Consider a shrill scream. When heard aloud, it communicates instantaneously the speaker’s (screamer’s) emotional state: frightened, surprised, or excited. It also communicates the intensity of their emotion, ranging from mild to extreme. And all of this in less time than it takes us to read this sentence. But even if we engage in the most crass onomatopoeia or in clumsy adverbial writing (“Chris screamed shrilly.”) we cannot possibly evoke the same response with the same economy. Instead of using timbre, volume, or body language we are reduced to using words, punctuation, and sentence structure.

There are multiple levels at which these tools operate. When we write, the words we choose to use bring to the reader’s mind sounds. The phonemes and punctuation imbue our sentences with rhythm, which in turn contributes to pace and flow. They affect how caught up in the story we are. The words evoke images in the reader’s mind, which in turn color the text with emotional overtones. And they can invoke cultural touchstones, which add a further extra-textual layer of meaning to even the most prosaic sentences. Long, convoluted sentences with multiple clauses, often nested within one another, or recursively referring to initial clauses and thus extending their length, produce a certain set of effects. Syncopated sentences yield different results. The adjective “red” communicates one set of meanings, and “bloody” another.

These are the tools of the writer’s craft, and much as I love thinking about structure, and character, and pacing – at the end of the day, each of those higher-order tools is applied through the use of our narrative voice. And that is a voice dependent on the story we are telling.

The Narrator’s Voice and Not the Author’s

Most of us will write many stories over the course of our lives. Consider Anthony Burgess, who wrote the highly stylized A Clockwork Orange in the early ’60s where he employed highly stylized language, sentence construction, and neologistic vocabulary to achieve his narrative goals. At about the same time, he published The Wanting Seed which employed entirely different patterns of construction. To have written The Wanting Seed in the Nadsat argot of A Clockwork Orange would not have worked. And to have written A Clockwork Orange in the relatively accessible constructions of The Wanting Seed would have destroyed it just as well.

Burgess understood that the voice employed must above all service the narrative being told. The same holds true in the spoken word: if we had to tell a relative that a family member had died, would we present it in the form of a bouncy song? Probably not. The intent of the message, the goal of the communication, ultimately determines the narrative voice most appropriate. When we write, our job is not to find our “one voice” – but to master all voices, and to understand which vocal technique to apply when. Which, given the impossible flexibility of language, might be a Sisyphean task.

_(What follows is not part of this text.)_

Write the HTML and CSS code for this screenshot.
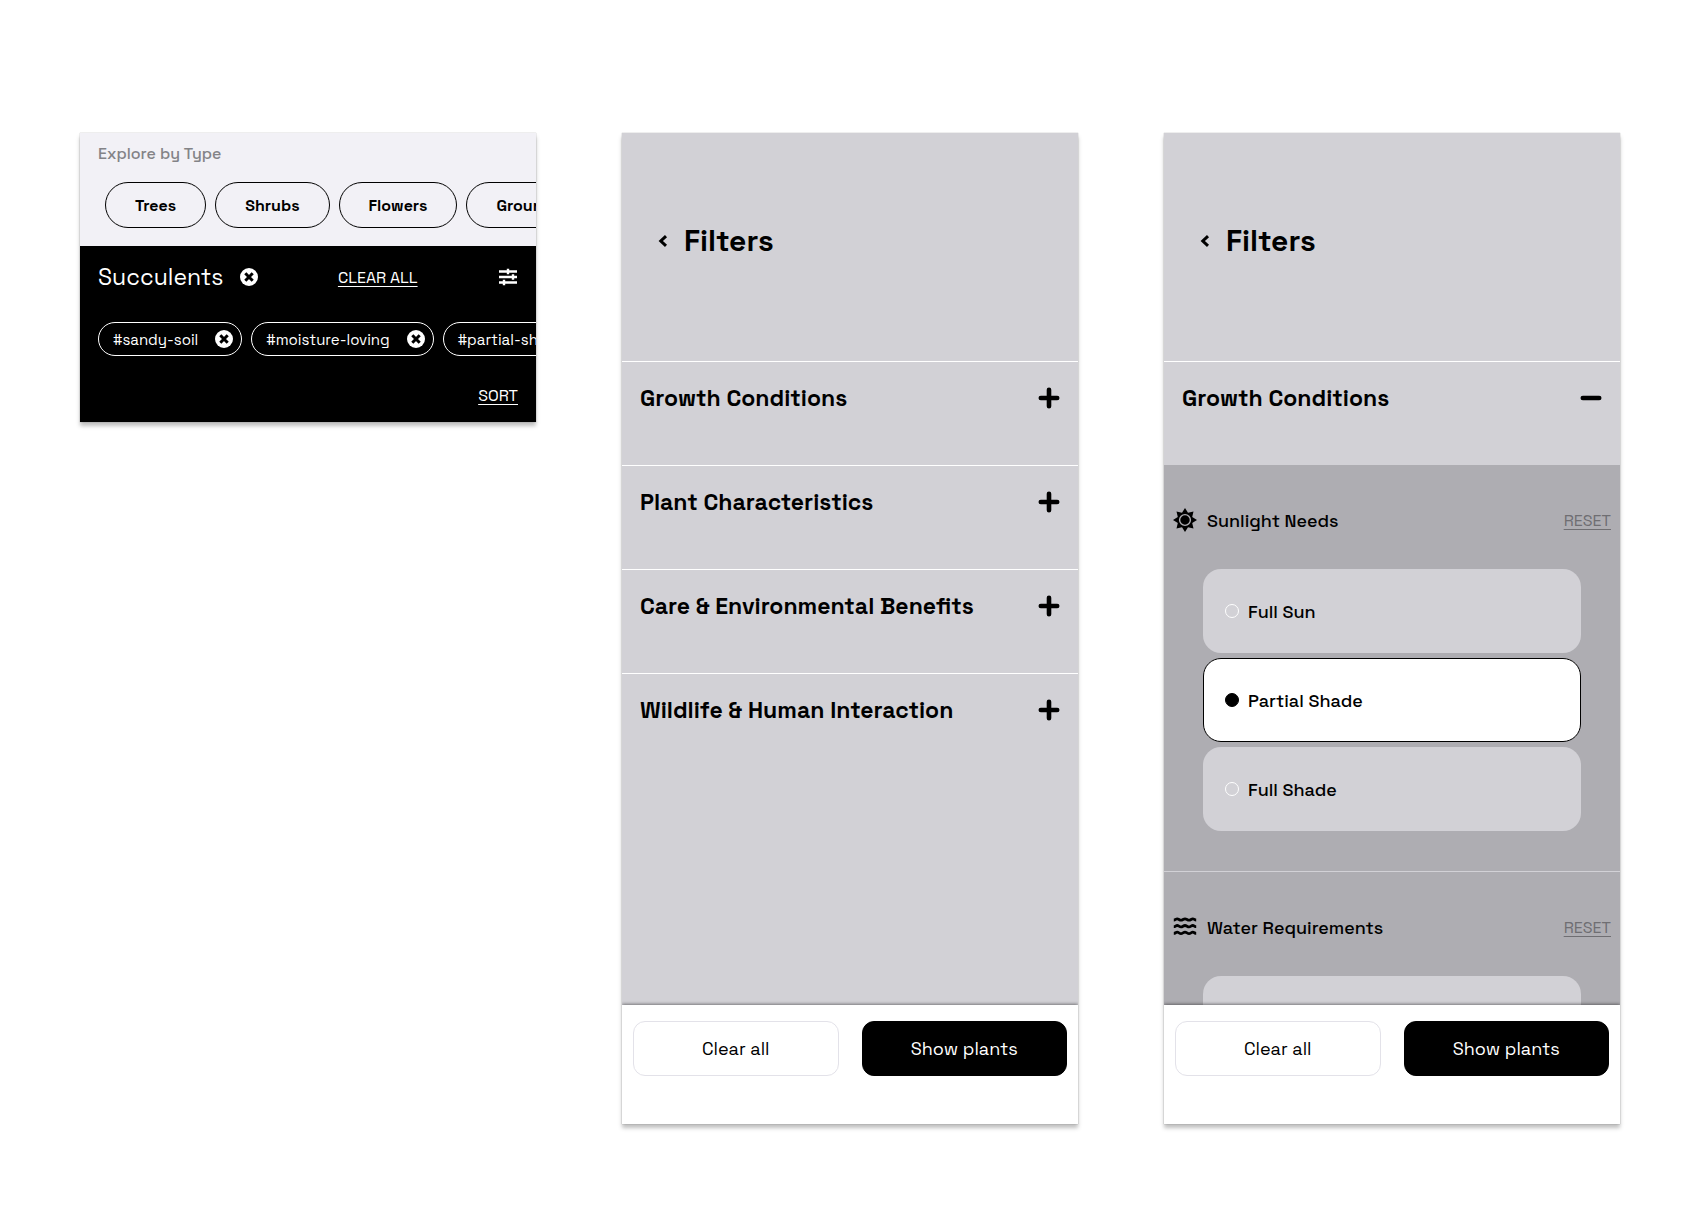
FILE: index.html
```html
<!DOCTYPE html>
<html lang="en">
<head>
<meta charset="utf-8">
<meta name="viewport" content="width=device-width, initial-scale=1">
<title>Plant filters</title>
<link rel="stylesheet" href="styles.css">
</head>
<body>
<svg class="sprite" aria-hidden="true">
  <symbol id="remove" viewBox="0 0 18 18"><circle cx="9" cy="9" r="9" fill="currentColor"/><path d="M5.300 5.300l7.400 7.400M12.700 5.300l-7.400 7.400" stroke="#000" stroke-width="3"/></symbol>
  <symbol id="plus" viewBox="0 0 22 22"><path d="M2.800 11h16.400M11 2.800v16.400" stroke="currentColor" stroke-width="4.600" stroke-linecap="round"/></symbol>
  <symbol id="minus" viewBox="0 0 22 22"><path d="M2.800 11h16.400" stroke="currentColor" stroke-width="4.600" stroke-linecap="round"/></symbol>
  <symbol id="back" viewBox="0 0 10 14"><path d="M8 2.200L2.800 7 8 11.800" fill="none" stroke="currentColor" stroke-width="3"/></symbol>
</svg>
<main class="board">

  <section class="screen results">
    <div class="explore">
      <h2 class="explore-title">Explore by Type</h2>
      <div class="types">
        <button class="type" type="button">Trees</button>
        <button class="type" type="button">Shrubs</button>
        <button class="type" type="button">Flowers</button>
        <button class="type" type="button">Groundcover</button>
      </div>
    </div>
    <div class="active">
      <div class="active-head">
        <h2 class="active-title">Succulents</h2>
        <button class="icon-button" type="button" aria-label="Remove Succulents"><svg class="remove"><use href="#remove"/></svg></button>
        <a class="link clear" href="#clear">CLEAR ALL</a>
        <button class="icon-button" type="button" aria-label="Open filters">
          <svg class="sliders" viewBox="0 0 20 18"><path d="M1 3.500h18M1 9h18M1 14.500h18" stroke="currentColor" stroke-width="2.400"/><path d="M10 .8v5.400M15 6.300v5.400M6 11.800v5.400" stroke="currentColor" stroke-width="2.400"/></svg>
        </button>
      </div>
      <div class="tags">
        <span class="tag">#sandy-soil <button class="icon-button" type="button" aria-label="Remove sandy-soil"><svg class="remove"><use href="#remove"/></svg></button></span>
        <span class="tag">#moisture-loving <button class="icon-button" type="button" aria-label="Remove moisture-loving"><svg class="remove"><use href="#remove"/></svg></button></span>
        <span class="tag">#partial-shade <button class="icon-button" type="button" aria-label="Remove partial-shade"><svg class="remove"><use href="#remove"/></svg></button></span>
      </div>
      <a class="link sort" href="#sort">SORT</a>
    </div>
  </section>

  <section class="screen phone">
    <header class="head">
      <button class="icon-button" type="button" aria-label="Back"><svg class="back"><use href="#back"/></svg></button>
      <h1 class="title">Filters</h1>
    </header>
    <div class="body">
      <button class="row" type="button">Growth Conditions <svg class="toggle"><use href="#plus"/></svg></button>
      <button class="row" type="button">Plant Characteristics <svg class="toggle"><use href="#plus"/></svg></button>
      <button class="row" type="button">Care &amp; Environmental Benefits <svg class="toggle"><use href="#plus"/></svg></button>
      <button class="row" type="button">Wildlife &amp; Human Interaction <svg class="toggle"><use href="#plus"/></svg></button>
    </div>
    <footer class="foot">
      <button class="action" type="button">Clear all</button>
      <button class="action primary" type="button">Show plants</button>
    </footer>
  </section>

  <section class="screen phone">
    <header class="head">
      <button class="icon-button" type="button" aria-label="Back"><svg class="back"><use href="#back"/></svg></button>
      <h1 class="title">Filters</h1>
    </header>
    <div class="body">
      <button class="row" type="button" aria-expanded="true">Growth Conditions <svg class="toggle"><use href="#minus"/></svg></button>
      <section class="group">
        <div class="group-head">
          <svg class="group-icon" viewBox="0 0 24 24"><path d="M12 0l3 4.800 5.500-1.300-1.300 5.500L24 12l-4.800 3 1.300 5.500-5.500-1.300L12 24l-3-4.800-5.500 1.300L4.800 15 0 12l4.800-3-1.300-5.500L9 4.800z" fill="currentColor"/><circle cx="12" cy="12" r="5.400" fill="currentColor" stroke="#aeadb2" stroke-width="1.400"/></svg>
          <h2 class="group-title">Sunlight Needs</h2>
          <a class="link reset" href="#reset-sun">RESET</a>
        </div>
        <div class="options">
          <label class="option"><input class="radio" type="radio" name="sun"> Full Sun</label>
          <label class="option"><input class="radio" type="radio" name="sun" checked> Partial Shade</label>
          <label class="option"><input class="radio" type="radio" name="sun"> Full Shade</label>
        </div>
      </section>
      <section class="group">
        <div class="group-head">
          <svg class="group-icon" viewBox="0 0 24 24"><path d="M.8 5c1.600 0 2-1.200 3.400-1.200S6.400 5.200 8 5.200s2.400-1.400 4-1.400 2.400 1.400 4 1.400 2.400-1.400 3.800-1.400S21.600 5 23.200 5M.8 11.700c1.600 0 2-1.200 3.400-1.200s2.200 1.400 3.800 1.400 2.400-1.400 4-1.400 2.400 1.400 4 1.400 2.400-1.400 3.800-1.400 1.800 1.200 3.400 1.200M.8 18.400c1.600 0 2-1.200 3.400-1.200s2.200 1.400 3.800 1.400 2.400-1.400 4-1.400 2.400 1.400 4 1.400 2.400-1.400 3.800-1.400 1.800 1.200 3.400 1.200" fill="none" stroke="currentColor" stroke-width="2.800"/></svg>
          <h2 class="group-title">Water Requirements</h2>
          <a class="link reset" href="#reset-water">RESET</a>
        </div>
        <div class="options">
          <div class="option"></div>
        </div>
      </section>
    </div>
    <footer class="foot">
      <button class="action" type="button">Clear all</button>
      <button class="action primary" type="button">Show plants</button>
    </footer>
  </section>
</main>
</body>
</html>
```
FILE: styles.css
```css
* { box-sizing: border-box; }
body {
  margin: 0;
  background: #fff;
  color: #000;
  font-family: "Space Grotesk", Inter, sans-serif;
}
h1, h2 { margin: 0; font-weight: 500; }
button { font: inherit; color: inherit; }
svg { flex: none; display: block; }
.sprite { position: absolute; width: 0; height: 0; }

.board {
  display: grid;
  grid-template-columns: repeat(3, minmax(0, 1fr));
  gap: 86px;
  align-items: start;
  padding: 133px 80px;
}
.screen {
  display: flex;
  flex-direction: column;
  overflow: hidden;
  box-shadow: 0 4px 4px #00000040, 0 0 1px #00000060;
}
.icon-button {
  display: flex;
  padding: 0;
  border: 0;
  background: none;
  cursor: pointer;
}
.link { color: inherit; font-size: 16px; text-underline-offset: 3px; text-decoration-thickness: 1px; }

/* Results header */
.explore { padding: 11px 0 18px 18px; background: #f2f1f6; }
.explore-title { color: #838387; font-size: 16px; line-height: 20px; }
.types { display: flex; gap: 9px; padding: 18px 0 0 7px; }
.type {
  flex: none;
  height: 46px;
  padding: 0 29px;
  border: 1px solid #000;
  border-radius: 23px;
  background: none;
  font-size: 16px;
  font-weight: 700;
}
.active { padding: 15px 18px 14px; background: #000; color: #fff; }
.active-head { display: flex; align-items: center; height: 32px; }
.active-title { margin-right: 16px; font-size: 23px; font-weight: 400; }
.remove { width: 18px; height: 18px; }
.clear { margin: 0 auto; }
.sliders { width: 20px; height: 18px; }
.tags { display: flex; gap: 9px; padding: 29px 0 28px; }
.tag {
  display: flex;
  flex: none;
  align-items: center;
  gap: 17px;
  height: 34px;
  padding: 0 8px 0 14px;
  border: 1px solid #fff;
  border-radius: 17px;
  font-size: 15px;
}
.sort { display: block; text-align: right; line-height: 24px; }

/* Filter screens */
.phone { aspect-ratio: 23 / 50; background: #d2d1d6; }
.head {
  display: flex;
  flex: none;
  align-items: center;
  gap: 16px;
  height: 228px;
  padding: 0 36px 12px;
}
.back { width: 10px; height: 14px; }
.title { font-size: 30px; line-height: 36px; font-weight: 600; }
.body { flex: 1; min-height: 0; overflow: hidden; }
.row {
  display: flex;
  align-items: center;
  justify-content: space-between;
  width: 100%;
  height: 104px;
  padding: 0 18px 31px;
  border: 0;
  border-top: 1px solid #fff;
  background: none;
  font-size: 23px;
  font-weight: 600;
  text-align: left;
}
.toggle { width: 22px; height: 22px; }
.group { padding: 37px 9px 40px; background: #aeadb2; }
.group + .group { border-top: 1px solid #d2d1d6; }
.group-head { display: flex; align-items: center; gap: 10px; height: 36px; }
.group-icon { width: 24px; height: 24px; }
.group-title { font-size: 18px; }
.reset { margin-left: auto; color: #6f6e72; }
.options { display: grid; gap: 5px; padding: 31px 30px 0; }
.option {
  display: flex;
  align-items: center;
  gap: 9px;
  height: 84px;
  padding: 0 21px;
  border: 1px solid transparent;
  border-radius: 18px;
  background: #d2d1d6 border-box;
  font-size: 18px;
  font-weight: 500;
}
.option:has(:checked) { border-color: #000; background: #fff; }
.radio {
  appearance: none;
  width: 14px;
  height: 14px;
  margin: 0;
  border: 1px solid #fff;
  border-radius: 50%;
}
.radio:checked { border-color: #000; background: #000; }
.foot {
  position: relative;
  display: flex;
  flex: none;
  gap: 23px;
  padding: 16px 11px 48px;
  background: #fff;
  box-shadow: 0 -1px 3px #00000070;
}
.action {
  flex: 1;
  height: 55px;
  border: 1px solid #e3e2e9;
  border-radius: 12px;
  background: #fff;
  font-size: 18px;
}
.primary { border-color: #000; background: #000; color: #fff; }
```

Some writers find a voice they are particularly comfortable with, and use it in story after story. Damon Runyon is a great example of this. His Broadway stories use a highly stylized narrative voice, communicated through a fictional first person narrator, with idiosyncratic speech patterns and word choices (including the extensive use of neologisms that have since entered the vernacular). But though he wrote many short stories, most were written in precisely this idiosyncratic voice. Is that the only voice Runyon used? Absolutely not. He also wrote perfectly “normal” newspaper articles for many years. But the stylized voice of his fictional narrator makes his prose instantly recognizable – and this is where his (consistent) narrative voice evolves into “style”.

The Difference Between Style and Voice

Voice is always contained. It is bounded by the covers of a book or by a given narrator within that book. And it is locked in the reader’s head, where we shape the voice in our own minds. I distinctly remember one of my favorite writers (who shall remain nameless) who uses words like a scalpel. He has written single sentences that brought me to tears. And so when I had the opportunity to go to a reading of his a couple of years ago, I jumped at the chance. And the story he read was a good one, utilizing the same flowing sentences and flawless word choices as I had come to expect. But he read in a horrendously thick Chicago accent completely at odds with the beautiful sentences he was using. Don’t get me wrong: I don’t fault him his accent (with the amount of time I’ve spent abroad, I’ve got heavy accents in several languages!), but this wonderful author’s speaking voice was completely at odds with the narrative voice I had built in my own head. It was a clash of expectations: I had naively expected the voice in my brain, and was confronted with a far different reality.

But if voice is internal to the narrator and the reader, then style is external: it is always comparative, as when we say someone writes “in the style of.” When we talk about a writer’s style we are talking about how a particular narrative voice they employed compares to narrative voices employed elsewhere. If they have written many stories employing similar narrative voices – as in Runyon’s case – we can say that they have a “distinctive style”. In this case, we are merely comparing them against themselves: the comparison is still there.

Compare for a moment the narrative voice employed in Steven Brust’s excellent The Phoenix Guards against the narrative voices employed in his To Reign in Hell. Two completely different books both by the same author, the former of which is in the style of Dumas, while the latter is wholly his own. Stylistically, the two books are very different. At the level of their prose, that difference boils down to their different narrative voices. And the difference in those voices is ultimately determined by their narrator.

The Narrator’s Voice

If there is a question about how a narrative voice should be a constructed, always look to the narrator. The narrator is a fictional construct in the story: the narrator is not the author. What would the narrator notice? How would they communicate it? The narrator – even if they are unnamed, omniscient, and outside of the action of the story – is always present, and always separate from the author. When we write, we put the words in the narrator’s mouth. They are a character like any other, even if a transparent one. Our job when we write is to consider the words we make the narrator say, and choose the words that are best able to achieve our narrative goals. Every narrator we create may well have a different voice, particularly suited to the needs of the specific story they tell.

Samuel Delany, in his excellent essay “About 5,570 Words”, says: “A sixty-thousand word novel is one picture corrected fifty-nine thousand, nine hundred and ninety-nine times.” The art and craft of writing lies in making the right corrections. And those choices constitute a story’s narrative voice.